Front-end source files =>
============================================================

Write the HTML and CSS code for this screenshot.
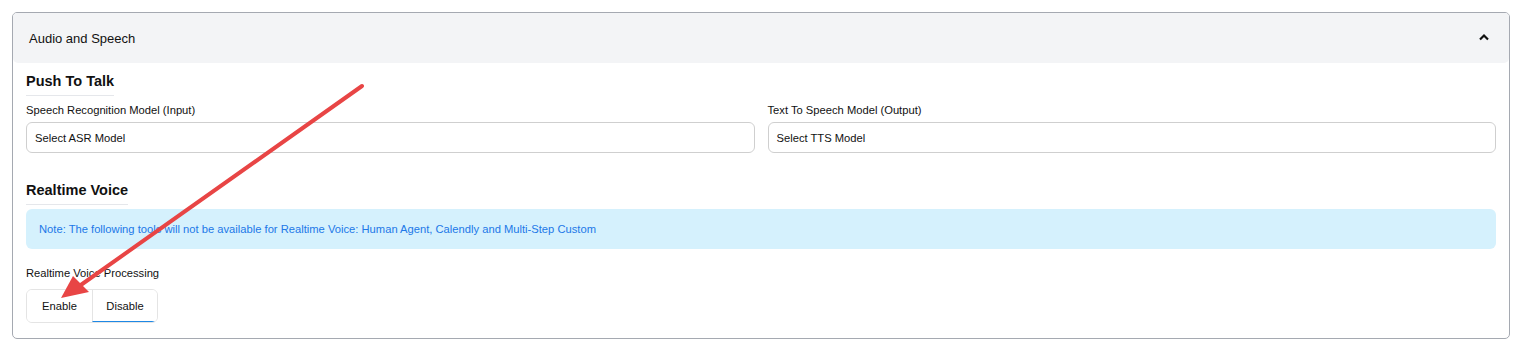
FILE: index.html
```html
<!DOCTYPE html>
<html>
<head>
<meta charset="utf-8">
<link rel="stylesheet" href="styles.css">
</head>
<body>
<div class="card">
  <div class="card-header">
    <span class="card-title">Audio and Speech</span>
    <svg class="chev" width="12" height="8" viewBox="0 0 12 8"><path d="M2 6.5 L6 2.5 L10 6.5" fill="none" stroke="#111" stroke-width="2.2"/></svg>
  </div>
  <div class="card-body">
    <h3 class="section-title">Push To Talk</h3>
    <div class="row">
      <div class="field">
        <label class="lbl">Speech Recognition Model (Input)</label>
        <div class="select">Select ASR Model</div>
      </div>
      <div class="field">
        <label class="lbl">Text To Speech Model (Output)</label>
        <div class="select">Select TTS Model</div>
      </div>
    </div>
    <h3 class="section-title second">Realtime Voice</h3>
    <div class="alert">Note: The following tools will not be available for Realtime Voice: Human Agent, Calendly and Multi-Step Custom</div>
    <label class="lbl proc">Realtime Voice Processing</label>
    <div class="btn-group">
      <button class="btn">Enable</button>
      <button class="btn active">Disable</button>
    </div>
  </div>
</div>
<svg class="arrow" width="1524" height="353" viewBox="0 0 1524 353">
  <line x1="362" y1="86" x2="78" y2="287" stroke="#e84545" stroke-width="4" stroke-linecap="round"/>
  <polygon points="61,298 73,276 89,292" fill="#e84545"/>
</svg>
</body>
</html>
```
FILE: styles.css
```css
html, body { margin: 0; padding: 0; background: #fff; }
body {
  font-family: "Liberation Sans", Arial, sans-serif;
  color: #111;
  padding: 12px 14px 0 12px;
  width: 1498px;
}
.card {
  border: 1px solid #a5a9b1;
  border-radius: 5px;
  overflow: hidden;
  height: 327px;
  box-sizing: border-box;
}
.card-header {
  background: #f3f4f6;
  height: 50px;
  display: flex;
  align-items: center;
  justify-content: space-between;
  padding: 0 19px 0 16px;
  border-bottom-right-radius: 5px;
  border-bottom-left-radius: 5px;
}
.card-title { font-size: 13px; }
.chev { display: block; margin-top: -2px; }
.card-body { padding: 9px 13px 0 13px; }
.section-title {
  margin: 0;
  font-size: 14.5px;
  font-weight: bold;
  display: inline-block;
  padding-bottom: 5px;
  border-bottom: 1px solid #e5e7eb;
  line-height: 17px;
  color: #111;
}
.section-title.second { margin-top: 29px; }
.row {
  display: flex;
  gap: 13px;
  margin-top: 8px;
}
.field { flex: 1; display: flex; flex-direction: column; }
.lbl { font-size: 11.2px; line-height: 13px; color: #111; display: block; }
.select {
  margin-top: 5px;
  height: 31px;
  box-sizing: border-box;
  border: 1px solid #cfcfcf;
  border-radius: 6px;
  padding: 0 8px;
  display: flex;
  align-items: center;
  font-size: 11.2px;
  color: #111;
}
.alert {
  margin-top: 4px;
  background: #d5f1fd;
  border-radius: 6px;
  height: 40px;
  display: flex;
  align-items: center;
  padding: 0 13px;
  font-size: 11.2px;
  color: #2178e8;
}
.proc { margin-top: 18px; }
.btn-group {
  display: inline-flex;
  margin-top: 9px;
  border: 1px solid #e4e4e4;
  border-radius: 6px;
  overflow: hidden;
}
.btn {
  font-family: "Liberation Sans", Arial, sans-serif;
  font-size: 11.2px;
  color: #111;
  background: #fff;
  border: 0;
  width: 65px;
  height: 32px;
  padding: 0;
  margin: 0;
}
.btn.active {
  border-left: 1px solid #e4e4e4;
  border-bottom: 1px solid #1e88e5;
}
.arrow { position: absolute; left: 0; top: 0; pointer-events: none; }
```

============================================================

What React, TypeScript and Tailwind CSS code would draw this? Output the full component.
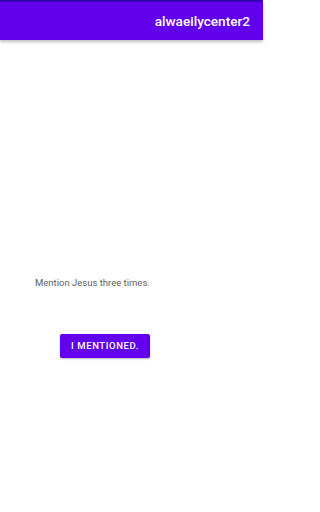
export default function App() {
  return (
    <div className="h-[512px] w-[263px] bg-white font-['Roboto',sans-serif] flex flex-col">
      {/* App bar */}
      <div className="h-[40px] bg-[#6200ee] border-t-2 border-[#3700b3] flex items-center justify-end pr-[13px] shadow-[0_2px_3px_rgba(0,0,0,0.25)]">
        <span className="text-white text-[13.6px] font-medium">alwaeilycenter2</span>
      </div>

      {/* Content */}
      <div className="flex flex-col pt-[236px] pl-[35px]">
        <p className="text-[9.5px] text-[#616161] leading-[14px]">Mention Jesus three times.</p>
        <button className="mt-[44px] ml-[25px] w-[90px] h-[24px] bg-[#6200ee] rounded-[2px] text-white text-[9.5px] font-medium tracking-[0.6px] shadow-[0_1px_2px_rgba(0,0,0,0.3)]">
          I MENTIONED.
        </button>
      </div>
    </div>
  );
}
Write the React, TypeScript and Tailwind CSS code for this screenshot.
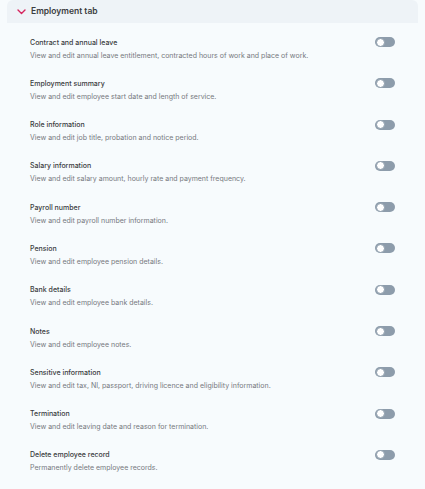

============================================================

Requirements =>
In the listing above, find the line containing "What React, TypeScript" and the line containing "Write the React, TypeScript", then return both of them and every line between, exactly, without pictures.

Task answer =>
What React, TypeScript and Tailwind CSS code would draw this? Output the full component.
export default function App() {
  return (
    <div className="h-[512px] w-[263px] bg-white font-['Roboto',sans-serif] flex flex-col">
      {/* App bar */}
      <div className="h-[40px] bg-[#6200ee] border-t-2 border-[#3700b3] flex items-center justify-end pr-[13px] shadow-[0_2px_3px_rgba(0,0,0,0.25)]">
        <span className="text-white text-[13.6px] font-medium">alwaeilycenter2</span>
      </div>

      {/* Content */}
      <div className="flex flex-col pt-[236px] pl-[35px]">
        <p className="text-[9.5px] text-[#616161] leading-[14px]">Mention Jesus three times.</p>
        <button className="mt-[44px] ml-[25px] w-[90px] h-[24px] bg-[#6200ee] rounded-[2px] text-white text-[9.5px] font-medium tracking-[0.6px] shadow-[0_1px_2px_rgba(0,0,0,0.3)]">
          I MENTIONED.
        </button>
      </div>
    </div>
  );
}
Write the React, TypeScript and Tailwind CSS code for this screenshot.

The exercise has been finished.